Омуля продают на каждом шагу: слабо засоленного, горячего копчения, вяленого. Мне больше всего понравился сагудай: сырой перченый омуль сильного засола (это название мне знакомо по Норильску, но вкусовое впечатление иное, незнакомое). У входа в краеведческий музей стоит омулевая бочка – славный корабль.

Мы прожили на Ольхоне два дня, тоже где-то выступали, но по разу в день, без напряжения, в основном купались и гуляли. Здесь очень красиво. Вроде бы и похоже на многое – сосны на песке, те же растения, что в Крыму, – но нет, все другое. Другой свет – как будто с дополнительной белой подсветкой. И еще какое-то сложное «островное чувство», как на Соловках.

В самолете через ряд от меня сидела девушка – ожившая «Мадонна Бенуа», женщина-дитя. Все время полета она читала какую-то книгу, обильно подчеркивая красной шариковой ручкой и чему-то улыбаясь. Чтение явно забавляло девушку; смех, не вырываясь наружу, как-то перекатывался в ее небольшом теле. Меня заинтриговало такое смешливое штудирование, я подался вперед и напряг зрение: девушка читала «Лекции об искусстве» Джона Рескина.

Грузия (2012)

Тбилиси – меланхолический город. Мне показалось, что меланхолия изначально владела гением этого места, но нынешнее состояние города ее по-своему усиливает. По сегодняшнему Тбилиси нужно научиться ходить. Как, впрочем, и по Москве. Но в Москве нужно находить самые старые районы, а здесь – научиться их обходить: сейчас это соединение стройплощадки и ужасной, какой-то окончательной разрухи. Впечатление тягостное. Самый разрушенный район – под монументом Матери-Грузии в самой высокой точке города, удручающе бездарным. В темноте его еще и подсвечивают.

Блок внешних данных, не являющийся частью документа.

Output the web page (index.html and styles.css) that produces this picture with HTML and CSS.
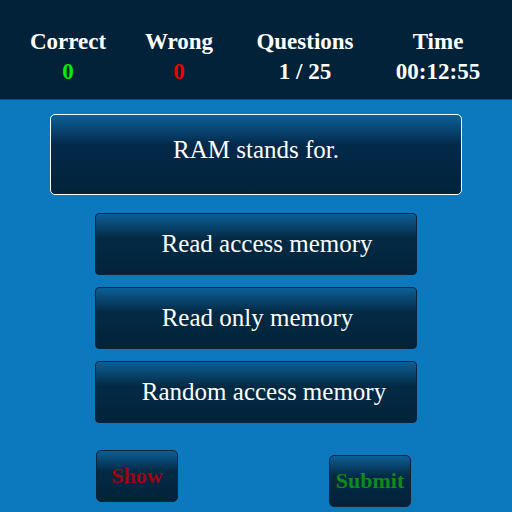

Нынешний облик Тбилиси – это отчасти и психологический портрет действующего президента. Половина старого города выглядит как после землетрясения, а вдоль Куры растут дикарски несуразные и вызывающе дорогие новостройки: дворец правосудия (самый большой в мире) – груда стеклянных ящиков, накрытых блинами на тоненьких ножках; новый мост в форме коровьего седла; две изогнутые трубы неведомого (и непредставимого) назначения. Словно кучу светящихся пластмассовых игрушек вывалили посреди изумленного города.